Written request: Give every line of the data again, unchanged, but with no pictures.

Recorded information:
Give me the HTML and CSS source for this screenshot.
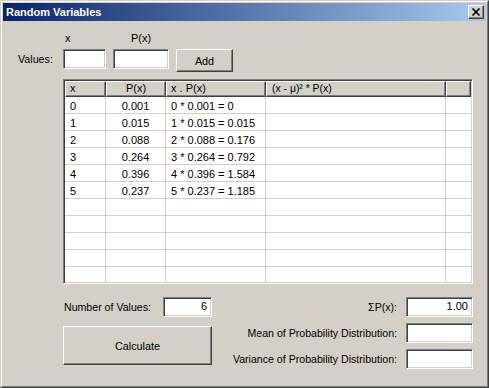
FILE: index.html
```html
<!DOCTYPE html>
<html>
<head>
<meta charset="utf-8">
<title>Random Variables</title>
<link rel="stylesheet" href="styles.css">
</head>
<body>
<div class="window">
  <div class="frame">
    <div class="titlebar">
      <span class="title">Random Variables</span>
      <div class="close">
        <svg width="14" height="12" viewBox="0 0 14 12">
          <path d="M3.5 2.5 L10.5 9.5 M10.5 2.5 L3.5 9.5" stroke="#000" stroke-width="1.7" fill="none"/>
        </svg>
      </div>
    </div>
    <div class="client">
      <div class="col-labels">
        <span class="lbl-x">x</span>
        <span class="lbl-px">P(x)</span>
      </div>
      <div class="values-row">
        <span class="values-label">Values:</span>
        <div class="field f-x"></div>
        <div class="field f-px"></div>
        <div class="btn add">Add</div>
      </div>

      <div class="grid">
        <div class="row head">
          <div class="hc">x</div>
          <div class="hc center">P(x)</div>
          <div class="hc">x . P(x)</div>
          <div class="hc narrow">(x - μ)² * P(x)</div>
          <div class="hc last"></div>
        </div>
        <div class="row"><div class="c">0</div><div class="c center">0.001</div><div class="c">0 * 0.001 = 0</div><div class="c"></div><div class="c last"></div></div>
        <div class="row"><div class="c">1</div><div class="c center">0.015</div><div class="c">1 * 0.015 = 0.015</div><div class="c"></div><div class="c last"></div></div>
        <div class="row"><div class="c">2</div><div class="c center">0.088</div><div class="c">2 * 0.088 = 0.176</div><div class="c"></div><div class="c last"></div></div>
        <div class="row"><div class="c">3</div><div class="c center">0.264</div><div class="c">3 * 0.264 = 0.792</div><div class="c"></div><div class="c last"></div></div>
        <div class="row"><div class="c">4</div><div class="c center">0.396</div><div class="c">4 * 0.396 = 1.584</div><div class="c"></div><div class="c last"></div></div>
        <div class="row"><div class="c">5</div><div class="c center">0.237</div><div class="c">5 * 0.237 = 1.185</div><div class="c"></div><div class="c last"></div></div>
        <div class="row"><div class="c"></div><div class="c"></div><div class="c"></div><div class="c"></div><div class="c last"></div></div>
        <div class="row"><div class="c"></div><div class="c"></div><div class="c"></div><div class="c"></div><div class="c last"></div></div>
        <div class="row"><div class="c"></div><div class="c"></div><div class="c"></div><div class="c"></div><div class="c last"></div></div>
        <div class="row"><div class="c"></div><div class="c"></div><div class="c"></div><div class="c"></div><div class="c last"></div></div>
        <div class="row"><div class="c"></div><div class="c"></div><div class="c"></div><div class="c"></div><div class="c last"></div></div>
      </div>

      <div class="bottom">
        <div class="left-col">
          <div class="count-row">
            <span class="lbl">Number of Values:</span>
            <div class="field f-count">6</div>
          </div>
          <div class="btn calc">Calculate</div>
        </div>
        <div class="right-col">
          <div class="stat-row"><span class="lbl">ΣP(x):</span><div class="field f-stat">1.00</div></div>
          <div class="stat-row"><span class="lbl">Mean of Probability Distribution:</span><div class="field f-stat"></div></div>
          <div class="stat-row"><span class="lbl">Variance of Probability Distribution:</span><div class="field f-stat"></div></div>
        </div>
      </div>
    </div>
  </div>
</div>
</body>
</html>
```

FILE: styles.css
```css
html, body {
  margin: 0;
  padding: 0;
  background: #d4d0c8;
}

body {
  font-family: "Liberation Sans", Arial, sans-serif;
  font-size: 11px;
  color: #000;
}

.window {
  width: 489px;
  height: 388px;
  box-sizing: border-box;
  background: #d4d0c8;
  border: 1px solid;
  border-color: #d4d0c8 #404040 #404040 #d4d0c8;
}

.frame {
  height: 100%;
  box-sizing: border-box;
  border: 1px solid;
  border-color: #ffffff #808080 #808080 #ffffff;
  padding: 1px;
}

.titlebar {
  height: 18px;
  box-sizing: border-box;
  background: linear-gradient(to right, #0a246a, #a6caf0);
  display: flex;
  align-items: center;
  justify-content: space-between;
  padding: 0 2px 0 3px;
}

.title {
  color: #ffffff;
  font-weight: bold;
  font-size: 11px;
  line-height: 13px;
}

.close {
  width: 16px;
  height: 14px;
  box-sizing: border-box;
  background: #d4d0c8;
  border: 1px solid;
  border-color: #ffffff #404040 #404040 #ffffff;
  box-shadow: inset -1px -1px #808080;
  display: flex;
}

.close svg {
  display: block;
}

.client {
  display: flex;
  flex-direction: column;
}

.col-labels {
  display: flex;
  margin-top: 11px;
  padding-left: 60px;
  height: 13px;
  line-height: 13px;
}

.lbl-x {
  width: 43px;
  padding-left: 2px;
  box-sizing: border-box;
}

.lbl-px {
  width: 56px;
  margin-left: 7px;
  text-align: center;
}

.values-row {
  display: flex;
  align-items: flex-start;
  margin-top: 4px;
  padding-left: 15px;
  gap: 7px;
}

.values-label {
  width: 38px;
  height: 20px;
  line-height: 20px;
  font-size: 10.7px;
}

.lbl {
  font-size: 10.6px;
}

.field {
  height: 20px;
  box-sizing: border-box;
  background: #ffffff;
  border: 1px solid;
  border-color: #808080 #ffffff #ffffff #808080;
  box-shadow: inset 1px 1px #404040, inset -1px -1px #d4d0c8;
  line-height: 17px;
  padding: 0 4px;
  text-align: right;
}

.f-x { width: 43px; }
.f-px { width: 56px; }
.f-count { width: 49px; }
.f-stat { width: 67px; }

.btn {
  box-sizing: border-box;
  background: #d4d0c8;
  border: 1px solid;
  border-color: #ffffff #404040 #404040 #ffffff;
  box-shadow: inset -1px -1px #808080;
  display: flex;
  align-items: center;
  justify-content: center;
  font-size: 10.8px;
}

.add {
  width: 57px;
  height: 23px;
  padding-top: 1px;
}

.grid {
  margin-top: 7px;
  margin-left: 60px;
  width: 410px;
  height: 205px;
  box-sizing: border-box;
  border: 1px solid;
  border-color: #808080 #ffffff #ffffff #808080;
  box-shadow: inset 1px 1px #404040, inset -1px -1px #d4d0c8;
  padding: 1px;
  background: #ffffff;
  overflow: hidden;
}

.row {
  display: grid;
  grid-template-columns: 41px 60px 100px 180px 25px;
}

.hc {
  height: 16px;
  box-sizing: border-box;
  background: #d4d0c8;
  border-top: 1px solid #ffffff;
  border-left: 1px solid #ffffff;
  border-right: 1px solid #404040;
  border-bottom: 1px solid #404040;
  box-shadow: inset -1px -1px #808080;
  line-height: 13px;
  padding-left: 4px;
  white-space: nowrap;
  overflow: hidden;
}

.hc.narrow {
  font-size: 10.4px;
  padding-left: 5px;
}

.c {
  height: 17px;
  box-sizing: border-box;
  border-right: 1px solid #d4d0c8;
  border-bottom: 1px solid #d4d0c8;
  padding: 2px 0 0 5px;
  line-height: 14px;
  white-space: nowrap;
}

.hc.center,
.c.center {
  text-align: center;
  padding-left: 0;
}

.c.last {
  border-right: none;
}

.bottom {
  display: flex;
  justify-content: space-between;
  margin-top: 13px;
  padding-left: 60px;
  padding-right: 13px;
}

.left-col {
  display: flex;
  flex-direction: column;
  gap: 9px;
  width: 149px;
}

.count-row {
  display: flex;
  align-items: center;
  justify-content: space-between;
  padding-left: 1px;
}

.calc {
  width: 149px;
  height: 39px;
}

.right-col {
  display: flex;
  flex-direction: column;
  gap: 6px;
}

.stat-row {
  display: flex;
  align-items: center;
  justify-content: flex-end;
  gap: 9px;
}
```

Output:
Give me the HTML and CSS source for this screenshot.
FILE: index.html
```html
<!DOCTYPE html>
<html>
<head>
<meta charset="utf-8">
<title>Random Variables</title>
<link rel="stylesheet" href="styles.css">
</head>
<body>
<div class="window">
  <div class="frame">
    <div class="titlebar">
      <span class="title">Random Variables</span>
      <div class="close">
        <svg width="14" height="12" viewBox="0 0 14 12">
          <path d="M3.5 2.5 L10.5 9.5 M10.5 2.5 L3.5 9.5" stroke="#000" stroke-width="1.7" fill="none"/>
        </svg>
      </div>
    </div>
    <div class="client">
      <div class="col-labels">
        <span class="lbl-x">x</span>
        <span class="lbl-px">P(x)</span>
      </div>
      <div class="values-row">
        <span class="values-label">Values:</span>
        <div class="field f-x"></div>
        <div class="field f-px"></div>
        <div class="btn add">Add</div>
      </div>

      <div class="grid">
        <div class="row head">
          <div class="hc">x</div>
          <div class="hc center">P(x)</div>
          <div class="hc">x . P(x)</div>
          <div class="hc narrow">(x - μ)² * P(x)</div>
          <div class="hc last"></div>
        </div>
        <div class="row"><div class="c">0</div><div class="c center">0.001</div><div class="c">0 * 0.001 = 0</div><div class="c"></div><div class="c last"></div></div>
        <div class="row"><div class="c">1</div><div class="c center">0.015</div><div class="c">1 * 0.015 = 0.015</div><div class="c"></div><div class="c last"></div></div>
        <div class="row"><div class="c">2</div><div class="c center">0.088</div><div class="c">2 * 0.088 = 0.176</div><div class="c"></div><div class="c last"></div></div>
        <div class="row"><div class="c">3</div><div class="c center">0.264</div><div class="c">3 * 0.264 = 0.792</div><div class="c"></div><div class="c last"></div></div>
        <div class="row"><div class="c">4</div><div class="c center">0.396</div><div class="c">4 * 0.396 = 1.584</div><div class="c"></div><div class="c last"></div></div>
        <div class="row"><div class="c">5</div><div class="c center">0.237</div><div class="c">5 * 0.237 = 1.185</div><div class="c"></div><div class="c last"></div></div>
        <div class="row"><div class="c"></div><div class="c"></div><div class="c"></div><div class="c"></div><div class="c last"></div></div>
        <div class="row"><div class="c"></div><div class="c"></div><div class="c"></div><div class="c"></div><div class="c last"></div></div>
        <div class="row"><div class="c"></div><div class="c"></div><div class="c"></div><div class="c"></div><div class="c last"></div></div>
        <div class="row"><div class="c"></div><div class="c"></div><div class="c"></div><div class="c"></div><div class="c last"></div></div>
        <div class="row"><div class="c"></div><div class="c"></div><div class="c"></div><div class="c"></div><div class="c last"></div></div>
      </div>

      <div class="bottom">
        <div class="left-col">
          <div class="count-row">
            <span class="lbl">Number of Values:</span>
            <div class="field f-count">6</div>
          </div>
          <div class="btn calc">Calculate</div>
        </div>
        <div class="right-col">
          <div class="stat-row"><span class="lbl">ΣP(x):</span><div class="field f-stat">1.00</div></div>
          <div class="stat-row"><span class="lbl">Mean of Probability Distribution:</span><div class="field f-stat"></div></div>
          <div class="stat-row"><span class="lbl">Variance of Probability Distribution:</span><div class="field f-stat"></div></div>
        </div>
      </div>
    </div>
  </div>
</div>
</body>
</html>
```

FILE: styles.css
```css
html, body {
  margin: 0;
  padding: 0;
  background: #d4d0c8;
}

body {
  font-family: "Liberation Sans", Arial, sans-serif;
  font-size: 11px;
  color: #000;
}

.window {
  width: 489px;
  height: 388px;
  box-sizing: border-box;
  background: #d4d0c8;
  border: 1px solid;
  border-color: #d4d0c8 #404040 #404040 #d4d0c8;
}

.frame {
  height: 100%;
  box-sizing: border-box;
  border: 1px solid;
  border-color: #ffffff #808080 #808080 #ffffff;
  padding: 1px;
}

.titlebar {
  height: 18px;
  box-sizing: border-box;
  background: linear-gradient(to right, #0a246a, #a6caf0);
  display: flex;
  align-items: center;
  justify-content: space-between;
  padding: 0 2px 0 3px;
}

.title {
  color: #ffffff;
  font-weight: bold;
  font-size: 11px;
  line-height: 13px;
}

.close {
  width: 16px;
  height: 14px;
  box-sizing: border-box;
  background: #d4d0c8;
  border: 1px solid;
  border-color: #ffffff #404040 #404040 #ffffff;
  box-shadow: inset -1px -1px #808080;
  display: flex;
}

.close svg {
  display: block;
}

.client {
  display: flex;
  flex-direction: column;
}

.col-labels {
  display: flex;
  margin-top: 11px;
  padding-left: 60px;
  height: 13px;
  line-height: 13px;
}

.lbl-x {
  width: 43px;
  padding-left: 2px;
  box-sizing: border-box;
}

.lbl-px {
  width: 56px;
  margin-left: 7px;
  text-align: center;
}

.values-row {
  display: flex;
  align-items: flex-start;
  margin-top: 4px;
  padding-left: 15px;
  gap: 7px;
}

.values-label {
  width: 38px;
  height: 20px;
  line-height: 20px;
  font-size: 10.7px;
}

.lbl {
  font-size: 10.6px;
}

.field {
  height: 20px;
  box-sizing: border-box;
  background: #ffffff;
  border: 1px solid;
  border-color: #808080 #ffffff #ffffff #808080;
  box-shadow: inset 1px 1px #404040, inset -1px -1px #d4d0c8;
  line-height: 17px;
  padding: 0 4px;
  text-align: right;
}

.f-x { width: 43px; }
.f-px { width: 56px; }
.f-count { width: 49px; }
.f-stat { width: 67px; }

.btn {
  box-sizing: border-box;
  background: #d4d0c8;
  border: 1px solid;
  border-color: #ffffff #404040 #404040 #ffffff;
  box-shadow: inset -1px -1px #808080;
  display: flex;
  align-items: center;
  justify-content: center;
  font-size: 10.8px;
}

.add {
  width: 57px;
  height: 23px;
  padding-top: 1px;
}

.grid {
  margin-top: 7px;
  margin-left: 60px;
  width: 410px;
  height: 205px;
  box-sizing: border-box;
  border: 1px solid;
  border-color: #808080 #ffffff #ffffff #808080;
  box-shadow: inset 1px 1px #404040, inset -1px -1px #d4d0c8;
  padding: 1px;
  background: #ffffff;
  overflow: hidden;
}

.row {
  display: grid;
  grid-template-columns: 41px 60px 100px 180px 25px;
}

.hc {
  height: 16px;
  box-sizing: border-box;
  background: #d4d0c8;
  border-top: 1px solid #ffffff;
  border-left: 1px solid #ffffff;
  border-right: 1px solid #404040;
  border-bottom: 1px solid #404040;
  box-shadow: inset -1px -1px #808080;
  line-height: 13px;
  padding-left: 4px;
  white-space: nowrap;
  overflow: hidden;
}

.hc.narrow {
  font-size: 10.4px;
  padding-left: 5px;
}

.c {
  height: 17px;
  box-sizing: border-box;
  border-right: 1px solid #d4d0c8;
  border-bottom: 1px solid #d4d0c8;
  padding: 2px 0 0 5px;
  line-height: 14px;
  white-space: nowrap;
}

.hc.center,
.c.center {
  text-align: center;
  padding-left: 0;
}

.c.last {
  border-right: none;
}

.bottom {
  display: flex;
  justify-content: space-between;
  margin-top: 13px;
  padding-left: 60px;
  padding-right: 13px;
}

.left-col {
  display: flex;
  flex-direction: column;
  gap: 9px;
  width: 149px;
}

.count-row {
  display: flex;
  align-items: center;
  justify-content: space-between;
  padding-left: 1px;
}

.calc {
  width: 149px;
  height: 39px;
}

.right-col {
  display: flex;
  flex-direction: column;
  gap: 6px;
}

.stat-row {
  display: flex;
  align-items: center;
  justify-content: flex-end;
  gap: 9px;
}
```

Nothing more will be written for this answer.